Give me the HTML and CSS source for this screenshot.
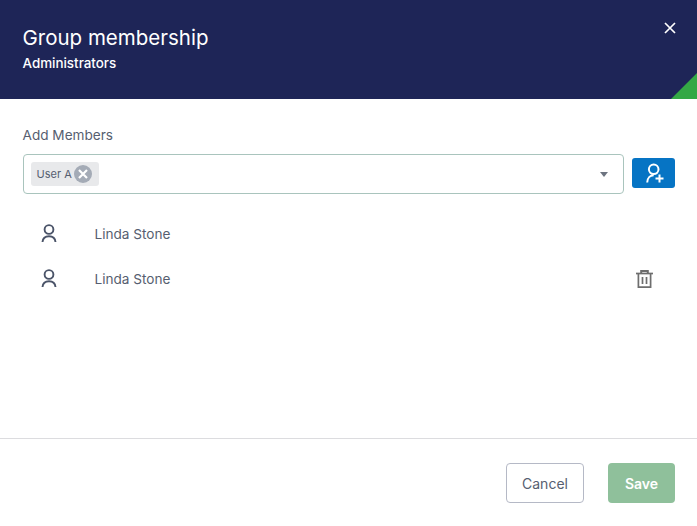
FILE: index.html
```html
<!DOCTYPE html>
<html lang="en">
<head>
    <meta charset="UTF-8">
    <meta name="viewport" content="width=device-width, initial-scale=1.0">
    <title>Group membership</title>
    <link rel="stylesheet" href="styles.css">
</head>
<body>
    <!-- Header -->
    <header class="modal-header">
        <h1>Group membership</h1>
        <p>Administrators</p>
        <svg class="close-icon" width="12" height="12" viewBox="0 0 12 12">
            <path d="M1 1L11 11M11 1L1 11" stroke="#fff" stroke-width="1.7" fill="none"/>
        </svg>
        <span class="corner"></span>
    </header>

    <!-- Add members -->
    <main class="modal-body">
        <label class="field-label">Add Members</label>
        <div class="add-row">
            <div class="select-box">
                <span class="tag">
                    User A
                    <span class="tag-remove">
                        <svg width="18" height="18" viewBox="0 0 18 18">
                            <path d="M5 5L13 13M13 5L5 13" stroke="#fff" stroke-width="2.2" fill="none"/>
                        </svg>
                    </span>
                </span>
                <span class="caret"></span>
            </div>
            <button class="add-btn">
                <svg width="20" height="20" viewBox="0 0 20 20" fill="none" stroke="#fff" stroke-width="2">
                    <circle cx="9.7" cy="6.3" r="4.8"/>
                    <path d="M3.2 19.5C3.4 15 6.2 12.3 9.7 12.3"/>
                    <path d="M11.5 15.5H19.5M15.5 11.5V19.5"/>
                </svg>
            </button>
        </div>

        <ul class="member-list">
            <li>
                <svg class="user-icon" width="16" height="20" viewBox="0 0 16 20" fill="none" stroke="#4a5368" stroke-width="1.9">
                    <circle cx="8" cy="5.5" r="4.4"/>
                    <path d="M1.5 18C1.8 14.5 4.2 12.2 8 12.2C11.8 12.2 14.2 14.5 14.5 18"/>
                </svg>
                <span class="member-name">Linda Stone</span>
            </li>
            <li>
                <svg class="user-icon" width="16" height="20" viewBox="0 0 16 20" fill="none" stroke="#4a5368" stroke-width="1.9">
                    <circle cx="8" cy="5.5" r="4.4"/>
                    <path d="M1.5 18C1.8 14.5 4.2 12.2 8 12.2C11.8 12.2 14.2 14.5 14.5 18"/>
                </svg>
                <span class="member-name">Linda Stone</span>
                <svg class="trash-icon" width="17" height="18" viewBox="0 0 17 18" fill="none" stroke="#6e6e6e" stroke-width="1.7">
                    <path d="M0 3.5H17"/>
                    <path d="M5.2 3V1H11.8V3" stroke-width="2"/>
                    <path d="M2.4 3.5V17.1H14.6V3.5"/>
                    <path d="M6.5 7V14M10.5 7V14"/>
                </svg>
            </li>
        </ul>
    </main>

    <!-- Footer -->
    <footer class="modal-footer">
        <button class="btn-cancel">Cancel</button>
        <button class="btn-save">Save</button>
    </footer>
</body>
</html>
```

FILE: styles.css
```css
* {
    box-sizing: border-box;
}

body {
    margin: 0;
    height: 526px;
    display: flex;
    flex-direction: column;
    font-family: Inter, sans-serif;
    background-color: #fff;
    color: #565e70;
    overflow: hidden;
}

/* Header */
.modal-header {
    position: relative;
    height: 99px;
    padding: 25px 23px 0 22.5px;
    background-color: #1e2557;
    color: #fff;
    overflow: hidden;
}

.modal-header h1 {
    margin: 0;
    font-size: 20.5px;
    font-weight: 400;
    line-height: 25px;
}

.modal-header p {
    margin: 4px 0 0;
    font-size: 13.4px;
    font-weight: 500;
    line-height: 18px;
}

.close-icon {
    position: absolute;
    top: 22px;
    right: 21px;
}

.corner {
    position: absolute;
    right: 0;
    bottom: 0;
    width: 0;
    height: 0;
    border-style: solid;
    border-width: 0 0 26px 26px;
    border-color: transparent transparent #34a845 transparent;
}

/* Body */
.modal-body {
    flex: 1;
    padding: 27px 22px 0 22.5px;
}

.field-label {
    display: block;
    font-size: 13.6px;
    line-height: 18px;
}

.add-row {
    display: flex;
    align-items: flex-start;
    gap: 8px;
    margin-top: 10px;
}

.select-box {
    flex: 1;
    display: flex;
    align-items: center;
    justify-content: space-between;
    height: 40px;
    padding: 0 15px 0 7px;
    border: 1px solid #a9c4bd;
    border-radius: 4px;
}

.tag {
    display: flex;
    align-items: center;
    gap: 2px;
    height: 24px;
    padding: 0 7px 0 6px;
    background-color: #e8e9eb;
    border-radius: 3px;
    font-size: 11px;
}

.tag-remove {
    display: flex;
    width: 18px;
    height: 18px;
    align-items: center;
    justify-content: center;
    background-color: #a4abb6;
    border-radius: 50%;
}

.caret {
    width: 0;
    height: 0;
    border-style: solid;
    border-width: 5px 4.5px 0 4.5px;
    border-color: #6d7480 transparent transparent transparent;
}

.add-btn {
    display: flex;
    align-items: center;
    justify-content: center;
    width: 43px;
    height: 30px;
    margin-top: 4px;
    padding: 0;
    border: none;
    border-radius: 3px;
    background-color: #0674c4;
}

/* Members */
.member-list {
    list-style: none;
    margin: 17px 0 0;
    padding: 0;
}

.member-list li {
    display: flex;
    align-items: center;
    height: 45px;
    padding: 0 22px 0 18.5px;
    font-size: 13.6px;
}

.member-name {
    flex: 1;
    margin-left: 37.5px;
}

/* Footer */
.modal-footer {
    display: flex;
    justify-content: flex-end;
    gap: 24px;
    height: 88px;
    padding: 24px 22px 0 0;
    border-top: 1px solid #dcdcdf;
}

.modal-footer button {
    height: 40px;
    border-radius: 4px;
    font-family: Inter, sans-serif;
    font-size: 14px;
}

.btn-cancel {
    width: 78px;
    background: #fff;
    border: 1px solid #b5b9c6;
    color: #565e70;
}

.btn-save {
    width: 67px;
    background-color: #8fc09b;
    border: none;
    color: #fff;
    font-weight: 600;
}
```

▸ GIVEN EXERCISE:
Return each line of the data, keeping its wording exact and omitting pictures.

▸ ANSWER TO THIS EXERCISE:
Give me the HTML and CSS source for this screenshot.
FILE: index.html
```html
<!DOCTYPE html>
<html lang="en">
<head>
    <meta charset="UTF-8">
    <meta name="viewport" content="width=device-width, initial-scale=1.0">
    <title>Group membership</title>
    <link rel="stylesheet" href="styles.css">
</head>
<body>
    <!-- Header -->
    <header class="modal-header">
        <h1>Group membership</h1>
        <p>Administrators</p>
        <svg class="close-icon" width="12" height="12" viewBox="0 0 12 12">
            <path d="M1 1L11 11M11 1L1 11" stroke="#fff" stroke-width="1.7" fill="none"/>
        </svg>
        <span class="corner"></span>
    </header>

    <!-- Add members -->
    <main class="modal-body">
        <label class="field-label">Add Members</label>
        <div class="add-row">
            <div class="select-box">
                <span class="tag">
                    User A
                    <span class="tag-remove">
                        <svg width="18" height="18" viewBox="0 0 18 18">
                            <path d="M5 5L13 13M13 5L5 13" stroke="#fff" stroke-width="2.2" fill="none"/>
                        </svg>
                    </span>
                </span>
                <span class="caret"></span>
            </div>
            <button class="add-btn">
                <svg width="20" height="20" viewBox="0 0 20 20" fill="none" stroke="#fff" stroke-width="2">
                    <circle cx="9.7" cy="6.3" r="4.8"/>
                    <path d="M3.2 19.5C3.4 15 6.2 12.3 9.7 12.3"/>
                    <path d="M11.5 15.5H19.5M15.5 11.5V19.5"/>
                </svg>
            </button>
        </div>

        <ul class="member-list">
            <li>
                <svg class="user-icon" width="16" height="20" viewBox="0 0 16 20" fill="none" stroke="#4a5368" stroke-width="1.9">
                    <circle cx="8" cy="5.5" r="4.4"/>
                    <path d="M1.5 18C1.8 14.5 4.2 12.2 8 12.2C11.8 12.2 14.2 14.5 14.5 18"/>
                </svg>
                <span class="member-name">Linda Stone</span>
            </li>
            <li>
                <svg class="user-icon" width="16" height="20" viewBox="0 0 16 20" fill="none" stroke="#4a5368" stroke-width="1.9">
                    <circle cx="8" cy="5.5" r="4.4"/>
                    <path d="M1.5 18C1.8 14.5 4.2 12.2 8 12.2C11.8 12.2 14.2 14.5 14.5 18"/>
                </svg>
                <span class="member-name">Linda Stone</span>
                <svg class="trash-icon" width="17" height="18" viewBox="0 0 17 18" fill="none" stroke="#6e6e6e" stroke-width="1.7">
                    <path d="M0 3.5H17"/>
                    <path d="M5.2 3V1H11.8V3" stroke-width="2"/>
                    <path d="M2.4 3.5V17.1H14.6V3.5"/>
                    <path d="M6.5 7V14M10.5 7V14"/>
                </svg>
            </li>
        </ul>
    </main>

    <!-- Footer -->
    <footer class="modal-footer">
        <button class="btn-cancel">Cancel</button>
        <button class="btn-save">Save</button>
    </footer>
</body>
</html>
```

FILE: styles.css
```css
* {
    box-sizing: border-box;
}

body {
    margin: 0;
    height: 526px;
    display: flex;
    flex-direction: column;
    font-family: Inter, sans-serif;
    background-color: #fff;
    color: #565e70;
    overflow: hidden;
}

/* Header */
.modal-header {
    position: relative;
    height: 99px;
    padding: 25px 23px 0 22.5px;
    background-color: #1e2557;
    color: #fff;
    overflow: hidden;
}

.modal-header h1 {
    margin: 0;
    font-size: 20.5px;
    font-weight: 400;
    line-height: 25px;
}

.modal-header p {
    margin: 4px 0 0;
    font-size: 13.4px;
    font-weight: 500;
    line-height: 18px;
}

.close-icon {
    position: absolute;
    top: 22px;
    right: 21px;
}

.corner {
    position: absolute;
    right: 0;
    bottom: 0;
    width: 0;
    height: 0;
    border-style: solid;
    border-width: 0 0 26px 26px;
    border-color: transparent transparent #34a845 transparent;
}

/* Body */
.modal-body {
    flex: 1;
    padding: 27px 22px 0 22.5px;
}

.field-label {
    display: block;
    font-size: 13.6px;
    line-height: 18px;
}

.add-row {
    display: flex;
    align-items: flex-start;
    gap: 8px;
    margin-top: 10px;
}

.select-box {
    flex: 1;
    display: flex;
    align-items: center;
    justify-content: space-between;
    height: 40px;
    padding: 0 15px 0 7px;
    border: 1px solid #a9c4bd;
    border-radius: 4px;
}

.tag {
    display: flex;
    align-items: center;
    gap: 2px;
    height: 24px;
    padding: 0 7px 0 6px;
    background-color: #e8e9eb;
    border-radius: 3px;
    font-size: 11px;
}

.tag-remove {
    display: flex;
    width: 18px;
    height: 18px;
    align-items: center;
    justify-content: center;
    background-color: #a4abb6;
    border-radius: 50%;
}

.caret {
    width: 0;
    height: 0;
    border-style: solid;
    border-width: 5px 4.5px 0 4.5px;
    border-color: #6d7480 transparent transparent transparent;
}

.add-btn {
    display: flex;
    align-items: center;
    justify-content: center;
    width: 43px;
    height: 30px;
    margin-top: 4px;
    padding: 0;
    border: none;
    border-radius: 3px;
    background-color: #0674c4;
}

/* Members */
.member-list {
    list-style: none;
    margin: 17px 0 0;
    padding: 0;
}

.member-list li {
    display: flex;
    align-items: center;
    height: 45px;
    padding: 0 22px 0 18.5px;
    font-size: 13.6px;
}

.member-name {
    flex: 1;
    margin-left: 37.5px;
}

/* Footer */
.modal-footer {
    display: flex;
    justify-content: flex-end;
    gap: 24px;
    height: 88px;
    padding: 24px 22px 0 0;
    border-top: 1px solid #dcdcdf;
}

.modal-footer button {
    height: 40px;
    border-radius: 4px;
    font-family: Inter, sans-serif;
    font-size: 14px;
}

.btn-cancel {
    width: 78px;
    background: #fff;
    border: 1px solid #b5b9c6;
    color: #565e70;
}

.btn-save {
    width: 67px;
    background-color: #8fc09b;
    border: none;
    color: #fff;
    font-weight: 600;
}
```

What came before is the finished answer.